The Guardian understands that many reformists believe that they should nominate a second candidate to shadow and ultimately server as a substitute for Rouhani in case he is disqualified or otherwise drops out. Sources said Rouhani was opposed to the idea and believed more reformist candidates would increase the possibility of him being disqualified. The establishment would be reluctant to block him if there were no other reformist candidate because the system usually avoids holding elections that are lackluster.

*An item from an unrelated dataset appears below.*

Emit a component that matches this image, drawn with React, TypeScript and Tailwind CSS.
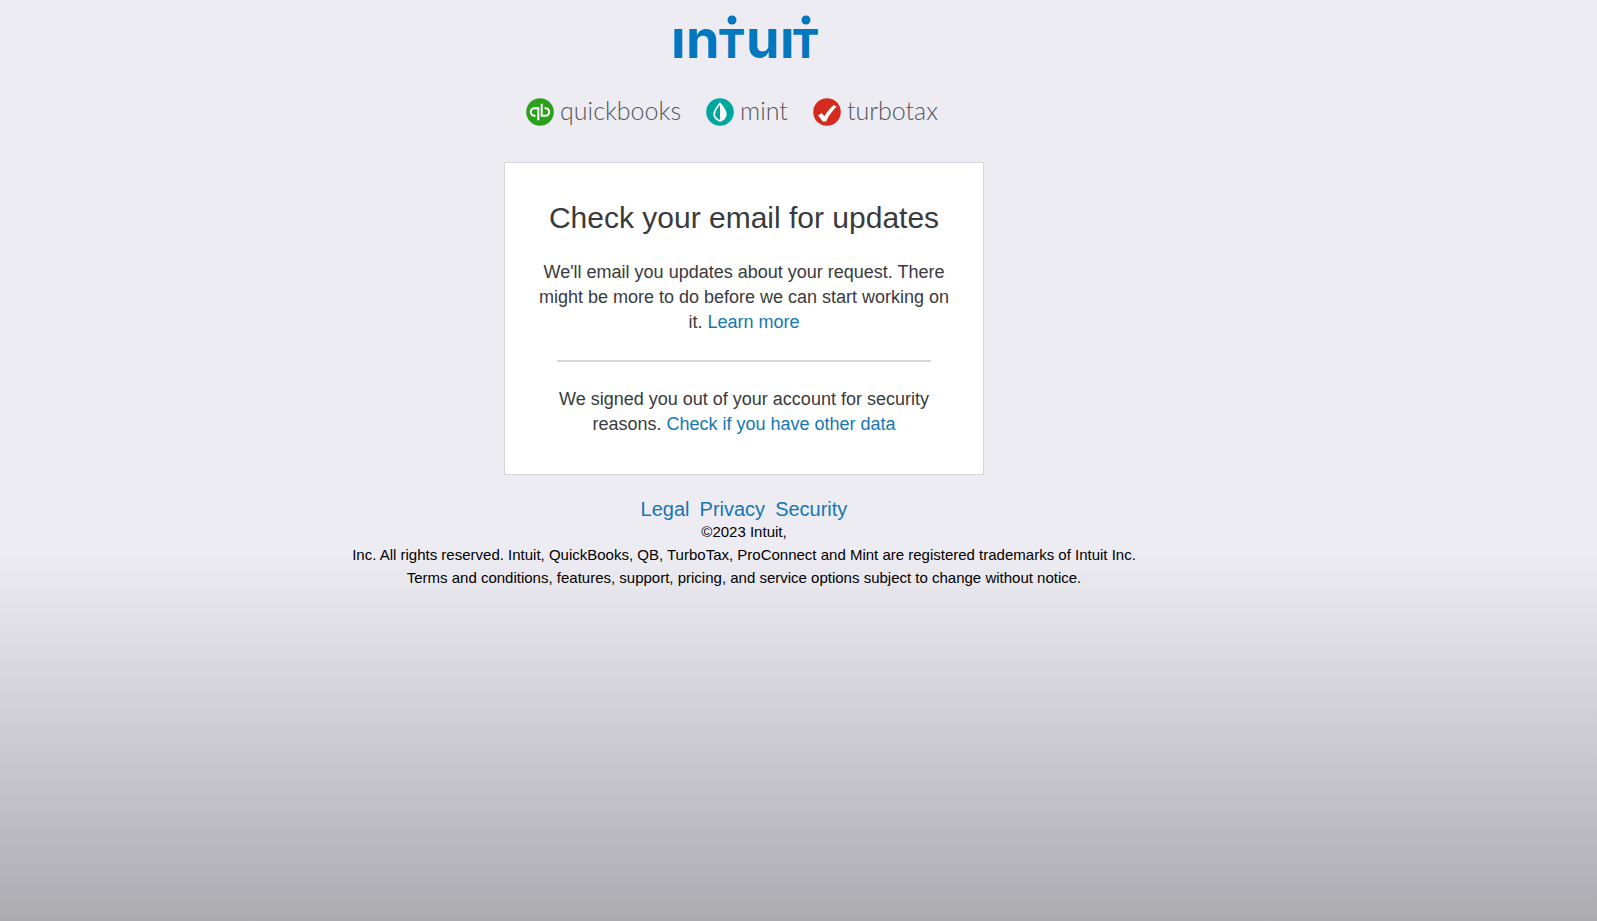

Raisi, 56, is the custodian of Astan Quds Razavi, the wealthiest charity in the Muslim world and the organisation in charge of Iran’s holiest shrine. He had barely reached adulthood by the 1979 Islamic revolution but rose quickly through the ranks. In the summer of 1988, he was one of the four sharia judges behind the mass execution of leftists and dissidents. More recently he was Iran’s prosecutor general.

Hassan Rouhani
Hassan Rouhani, Iran’s president, could face an attempt to disqualify him from seeking re-election. Photograph: Handout/AFP/Getty Images

Mohammad Taghi Karroubi, an Iranian political analyst and the son of an opposition leader under house arrest, Mehdi Karroubi, said May’s elections were important because “whoever wins will undoubtedly have a role in the appointment of the next supreme leader”.

He said: “That’s why many are thinking of blocking Rouhani because without his presence they will have an upper hand in choosing the next leader when the time comes. That’s why I fear Rouhani may be disqualified.”

Karroubi said various scenarios have been explored about Raisi’s candidacy. One theory is that he is registering to increase his public profile for a possible succession and would ultimately drop out.

Others think he is running to win, which will increase the possibility of Rouhani’s disqualification because the president is believed to have more popular support if the two went head to head. “Raisi hasn’t come for an easy defeat,” Karroubi said. If Raisi runs and loses, analysts say that would scupper his chances of succeeding Khamenei.